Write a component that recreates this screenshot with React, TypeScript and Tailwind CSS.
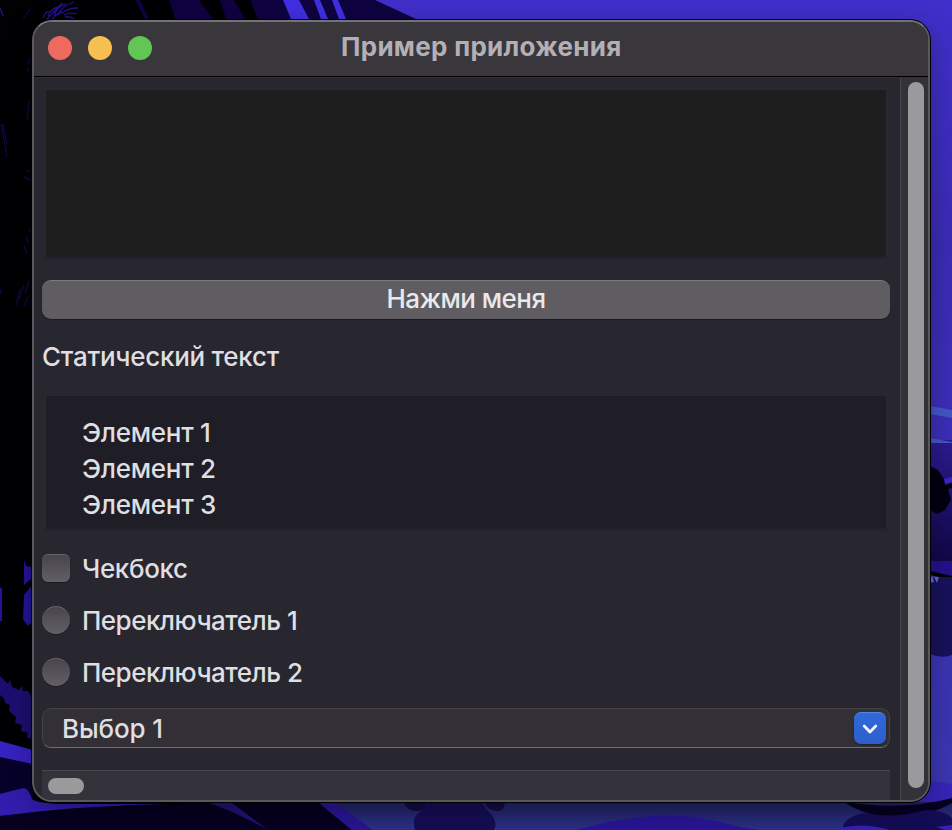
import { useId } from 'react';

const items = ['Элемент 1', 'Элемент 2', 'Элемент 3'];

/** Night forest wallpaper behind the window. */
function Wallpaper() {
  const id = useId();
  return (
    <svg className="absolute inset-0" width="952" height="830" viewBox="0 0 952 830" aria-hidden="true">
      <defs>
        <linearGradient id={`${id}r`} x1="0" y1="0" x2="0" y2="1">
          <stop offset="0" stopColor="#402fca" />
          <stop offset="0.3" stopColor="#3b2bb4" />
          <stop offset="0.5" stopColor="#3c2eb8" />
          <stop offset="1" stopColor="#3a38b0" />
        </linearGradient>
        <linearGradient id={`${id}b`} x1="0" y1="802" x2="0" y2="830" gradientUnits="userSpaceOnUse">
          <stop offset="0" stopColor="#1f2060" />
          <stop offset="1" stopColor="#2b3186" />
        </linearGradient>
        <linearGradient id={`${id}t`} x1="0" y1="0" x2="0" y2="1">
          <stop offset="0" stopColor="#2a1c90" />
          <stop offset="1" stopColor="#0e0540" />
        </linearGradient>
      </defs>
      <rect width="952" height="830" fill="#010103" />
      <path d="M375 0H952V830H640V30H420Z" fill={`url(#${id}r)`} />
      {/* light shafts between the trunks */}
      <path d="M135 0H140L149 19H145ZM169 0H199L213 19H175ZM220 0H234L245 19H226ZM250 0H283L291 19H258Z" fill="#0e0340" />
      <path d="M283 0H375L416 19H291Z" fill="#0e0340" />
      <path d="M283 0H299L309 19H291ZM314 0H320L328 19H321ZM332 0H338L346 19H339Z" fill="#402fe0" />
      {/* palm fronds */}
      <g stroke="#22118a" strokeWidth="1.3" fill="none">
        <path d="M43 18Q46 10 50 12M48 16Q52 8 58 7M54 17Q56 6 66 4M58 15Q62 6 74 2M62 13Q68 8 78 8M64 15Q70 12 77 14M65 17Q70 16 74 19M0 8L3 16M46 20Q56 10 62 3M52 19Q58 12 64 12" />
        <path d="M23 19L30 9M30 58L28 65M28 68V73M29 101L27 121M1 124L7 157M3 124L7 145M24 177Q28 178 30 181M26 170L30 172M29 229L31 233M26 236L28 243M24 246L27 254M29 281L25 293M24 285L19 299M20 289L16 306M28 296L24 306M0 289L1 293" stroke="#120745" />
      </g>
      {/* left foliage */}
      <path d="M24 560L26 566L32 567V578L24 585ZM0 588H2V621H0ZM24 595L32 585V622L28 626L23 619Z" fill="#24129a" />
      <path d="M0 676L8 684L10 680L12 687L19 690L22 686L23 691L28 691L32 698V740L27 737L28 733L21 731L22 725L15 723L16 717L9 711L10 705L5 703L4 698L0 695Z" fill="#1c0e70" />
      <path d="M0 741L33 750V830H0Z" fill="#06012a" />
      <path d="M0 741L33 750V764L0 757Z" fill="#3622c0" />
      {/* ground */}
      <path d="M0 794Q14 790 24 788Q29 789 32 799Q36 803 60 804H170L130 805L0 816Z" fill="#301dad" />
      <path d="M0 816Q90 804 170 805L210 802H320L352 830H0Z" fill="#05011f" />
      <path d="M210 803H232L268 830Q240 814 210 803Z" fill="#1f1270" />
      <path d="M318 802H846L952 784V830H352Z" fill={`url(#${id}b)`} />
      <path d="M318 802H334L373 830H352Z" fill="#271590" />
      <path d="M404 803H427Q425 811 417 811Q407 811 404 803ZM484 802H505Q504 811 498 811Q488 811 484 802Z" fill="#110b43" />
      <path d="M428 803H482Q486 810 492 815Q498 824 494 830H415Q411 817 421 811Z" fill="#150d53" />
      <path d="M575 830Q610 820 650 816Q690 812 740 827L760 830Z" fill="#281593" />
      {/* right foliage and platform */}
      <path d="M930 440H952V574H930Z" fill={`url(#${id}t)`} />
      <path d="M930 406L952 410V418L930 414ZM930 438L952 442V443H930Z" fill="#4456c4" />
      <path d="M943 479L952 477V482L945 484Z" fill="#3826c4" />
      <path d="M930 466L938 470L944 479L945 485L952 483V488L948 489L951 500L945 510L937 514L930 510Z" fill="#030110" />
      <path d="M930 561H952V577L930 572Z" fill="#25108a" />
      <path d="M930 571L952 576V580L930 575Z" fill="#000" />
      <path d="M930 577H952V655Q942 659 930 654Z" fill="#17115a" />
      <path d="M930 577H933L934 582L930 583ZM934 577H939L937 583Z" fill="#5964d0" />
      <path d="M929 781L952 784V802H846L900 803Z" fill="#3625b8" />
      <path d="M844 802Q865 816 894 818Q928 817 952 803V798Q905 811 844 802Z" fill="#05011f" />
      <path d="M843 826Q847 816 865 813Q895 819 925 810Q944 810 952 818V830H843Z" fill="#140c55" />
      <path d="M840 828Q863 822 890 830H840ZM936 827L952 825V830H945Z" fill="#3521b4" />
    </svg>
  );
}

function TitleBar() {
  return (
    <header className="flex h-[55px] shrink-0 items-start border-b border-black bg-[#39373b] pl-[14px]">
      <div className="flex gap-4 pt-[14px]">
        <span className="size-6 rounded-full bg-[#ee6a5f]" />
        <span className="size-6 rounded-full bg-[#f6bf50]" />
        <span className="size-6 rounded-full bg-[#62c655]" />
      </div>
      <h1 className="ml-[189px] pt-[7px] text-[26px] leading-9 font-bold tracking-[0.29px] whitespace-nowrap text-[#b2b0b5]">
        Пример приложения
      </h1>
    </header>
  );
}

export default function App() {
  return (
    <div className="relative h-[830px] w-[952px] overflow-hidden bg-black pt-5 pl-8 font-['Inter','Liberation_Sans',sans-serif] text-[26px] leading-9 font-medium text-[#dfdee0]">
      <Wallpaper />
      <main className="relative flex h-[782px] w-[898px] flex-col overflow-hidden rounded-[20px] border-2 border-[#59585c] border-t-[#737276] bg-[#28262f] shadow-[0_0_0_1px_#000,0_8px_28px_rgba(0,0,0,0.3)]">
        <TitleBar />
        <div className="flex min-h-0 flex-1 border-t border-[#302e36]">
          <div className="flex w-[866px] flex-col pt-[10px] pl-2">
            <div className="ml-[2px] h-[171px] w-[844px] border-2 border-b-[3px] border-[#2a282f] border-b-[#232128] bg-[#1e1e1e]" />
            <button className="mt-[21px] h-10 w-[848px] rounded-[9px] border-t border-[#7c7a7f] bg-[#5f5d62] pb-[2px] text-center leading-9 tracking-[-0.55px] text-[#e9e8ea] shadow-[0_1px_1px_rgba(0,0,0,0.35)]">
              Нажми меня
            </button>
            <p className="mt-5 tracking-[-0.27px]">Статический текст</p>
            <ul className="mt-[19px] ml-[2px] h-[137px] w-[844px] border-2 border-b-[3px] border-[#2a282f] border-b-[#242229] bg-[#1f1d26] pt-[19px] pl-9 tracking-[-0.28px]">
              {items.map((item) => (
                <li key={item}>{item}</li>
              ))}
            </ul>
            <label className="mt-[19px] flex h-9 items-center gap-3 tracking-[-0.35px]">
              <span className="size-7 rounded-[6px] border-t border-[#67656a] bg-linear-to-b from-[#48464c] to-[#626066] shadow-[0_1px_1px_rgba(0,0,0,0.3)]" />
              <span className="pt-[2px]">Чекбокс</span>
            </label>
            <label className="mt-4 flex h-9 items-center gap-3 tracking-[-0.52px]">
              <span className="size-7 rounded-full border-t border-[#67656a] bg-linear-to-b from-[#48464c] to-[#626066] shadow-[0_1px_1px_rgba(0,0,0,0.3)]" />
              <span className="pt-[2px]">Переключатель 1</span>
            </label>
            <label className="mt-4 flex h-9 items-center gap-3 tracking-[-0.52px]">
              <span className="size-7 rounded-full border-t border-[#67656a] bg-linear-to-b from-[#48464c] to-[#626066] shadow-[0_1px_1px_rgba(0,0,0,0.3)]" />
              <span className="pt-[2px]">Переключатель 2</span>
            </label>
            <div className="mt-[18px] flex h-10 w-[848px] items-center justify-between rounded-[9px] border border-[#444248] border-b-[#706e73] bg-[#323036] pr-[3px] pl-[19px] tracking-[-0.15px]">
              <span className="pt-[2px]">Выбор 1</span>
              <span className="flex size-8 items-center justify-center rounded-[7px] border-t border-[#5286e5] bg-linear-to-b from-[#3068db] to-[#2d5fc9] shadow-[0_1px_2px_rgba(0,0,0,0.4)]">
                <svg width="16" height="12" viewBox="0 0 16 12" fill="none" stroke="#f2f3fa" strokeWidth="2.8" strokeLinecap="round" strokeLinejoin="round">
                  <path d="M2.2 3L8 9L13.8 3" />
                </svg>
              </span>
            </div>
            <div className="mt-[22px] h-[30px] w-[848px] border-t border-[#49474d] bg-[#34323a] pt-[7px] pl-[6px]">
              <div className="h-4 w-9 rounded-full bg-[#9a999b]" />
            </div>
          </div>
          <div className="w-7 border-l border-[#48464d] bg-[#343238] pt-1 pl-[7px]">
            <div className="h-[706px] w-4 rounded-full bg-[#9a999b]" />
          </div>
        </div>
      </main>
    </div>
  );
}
◇ ◇ ◇
**Exercise aim:** Every line from the top of the material above through the line with "const items = ['Элемент" should be duplicated exactly, please; leave out the pictures.

**Finished answer:**
Write a component that recreates this screenshot with React, TypeScript and Tailwind CSS.
import { useId } from 'react';

const items = ['Элемент 1', 'Элемент 2', 'Элемент 3'];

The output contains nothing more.